Once at the summit, views were spectacular. We found the USGS marker and took a lunch break. It had taken us about 4 1/2 hours to reach the summit, with about 20 minutes of break at Edith Lake.
The way down was confusing. We did not head down the same way we came up. Rather we went straight down into the woods and headed back in the direction of the lake. We ended up climbing over fallen trees, and negotiating endless different routes before our descent was successful. When we returned to the lake, my hiking partner got naked and cooled off in the lake. He was pretty liberated I guess. Even in the middle of Montana, I am not taking off my shorts because I do not want to get my underwear wet as I walk six miles back to the trailhead! Ever try walking 6 miles with wet underwear? Overall, this was a successful trip. Below is a description of my second trip which had some different experiences.
Trip #2Two weeks later I returned to Warren Peak with my co-worker. He was an interesting guy. He went to prep school at Choate in Connecticut and got kicked out for doing cocaine. He moved to Alaska with a determination to climb Denali. Failing that, he traveled around for awhile, seemingly trying to find himself. Believing himself to be akin with nature, when he came to the ranch to work for us, he slept in the woods the first two nights.
As for the hike, I was more confident the second time out. I knew the way to the summit, and I knew how to avoid pain in my hip. The weather was decent for 75% of the way up. But as we reached the ridge below the final ascent, the storm clouds rolled in. We knew it was only about 40 minutes to the summit from here, and we decided to soldier on.

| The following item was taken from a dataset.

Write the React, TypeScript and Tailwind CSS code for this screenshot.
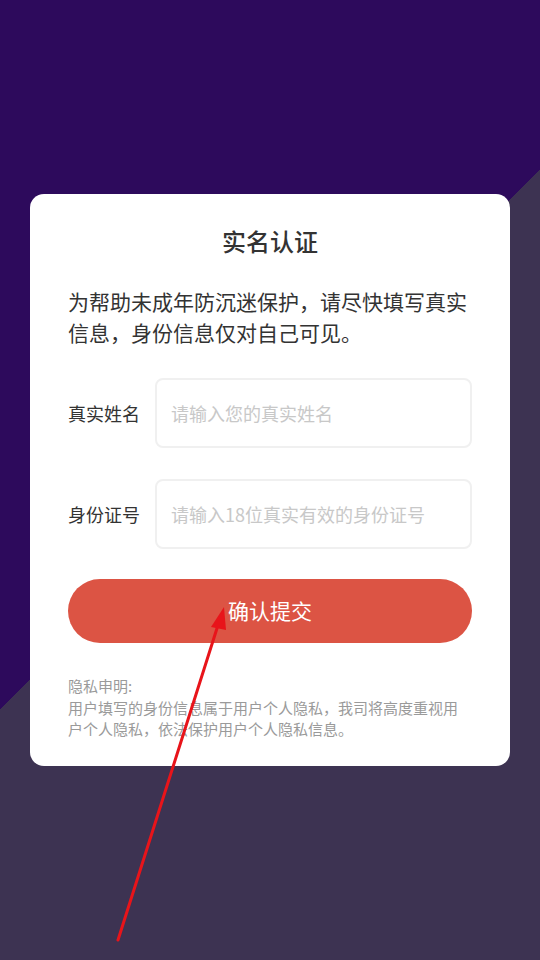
export default function App() {
  const font = { fontFamily: '"Noto Sans CJK SC", "Noto Sans", sans-serif' };

  return (
    <div
      className="relative w-full h-[960px] overflow-hidden bg-[linear-gradient(135deg,#2d0a5c_47.3%,#3d3352_47.3%)] pt-[194px] px-[30px]"
      style={font}
    >
      {/* Card */}
      <div className="bg-white rounded-[14px] h-[572px] px-[38px] pt-[32px]">
        <h1 className="text-center text-[24px] leading-[30px] font-medium text-[#333]">实名认证</h1>
        <p className="mt-[30px] text-[21px] leading-[31px] text-[#333]">
          为帮助未成年防沉迷保护，请尽快填写真实信息，身份信息仅对自己可见。
        </p>

        <div className="mt-[30px] flex flex-col gap-[31px]">
          <div className="flex items-center">
            <span className="w-[87px] text-[18px] text-[#333] shrink-0">真实姓名</span>
            <div className="flex-1 h-[70px] border-2 border-[#f0f0f0] rounded-[8px] flex items-center px-[14px]">
              <input
                className="w-full outline-none text-[18px] text-[#333] placeholder:text-[#c8c8c8] bg-transparent"
                placeholder="请输入您的真实姓名"
                style={font}
              />
            </div>
          </div>
          <div className="flex items-center">
            <span className="w-[87px] text-[18px] text-[#333] shrink-0">身份证号</span>
            <div className="flex-1 h-[70px] border-2 border-[#f0f0f0] rounded-[8px] flex items-center px-[14px]">
              <input
                className="w-full outline-none text-[18px] text-[#333] placeholder:text-[#c8c8c8] bg-transparent"
                placeholder="请输入18位真实有效的身份证号"
                style={font}
              />
            </div>
          </div>
        </div>

        <button className="mt-[30px] w-full h-[64px] rounded-full bg-[#dc5444] text-white text-[21px]">
          确认提交
        </button>

        <div className="mt-[32px] text-[15px] leading-[21.5px] text-[#9a9a9a]">
          <p>隐私申明:</p>
          <p>用户填写的身份信息属于用户个人隐私，我司将高度重视用户个人隐私，依法保护用户个人隐私信息。</p>
        </div>
      </div>

      {/* Annotation arrow */}
      <svg className="absolute inset-0 pointer-events-none" width="540" height="960" viewBox="0 0 540 960">
        <line x1="118" y1="940" x2="219" y2="622" stroke="#e8141a" strokeWidth="3" strokeLinecap="round" />
        <polygon points="224,607 211,627 226,630" fill="#e8141a" />
      </svg>
    </div>
  );
}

Once at the summit, we saw the extent of the storm. Individual rain clouds poured and thundered onto surrounding peaks. We counted the thunder as it got shorter and shorter. The lightning was right over our heads. Now right in front of my face came a CRACK! We sat with our backs to the rock shelter at the summit; chunks of hail falling on our laps. We sat there and watched the storm around us.
The view was amazing, and for some reason I felt a strange calm. There we sat at 10,463 feet, high up in Montana's rocky mountains, lightning coming down all around us, and we felt completely at ease.
After about twenty minutes the rain subsided. We were now safe for descent. One problem though: The rocks were slippery. My co-worker was speeding down the rocks, while I struggled to navigate them. Finally he slowed down to wait for me as we entered the woods. We headed back to Edith Lake and back to the ranch. Another hike; another memory I will keep forever.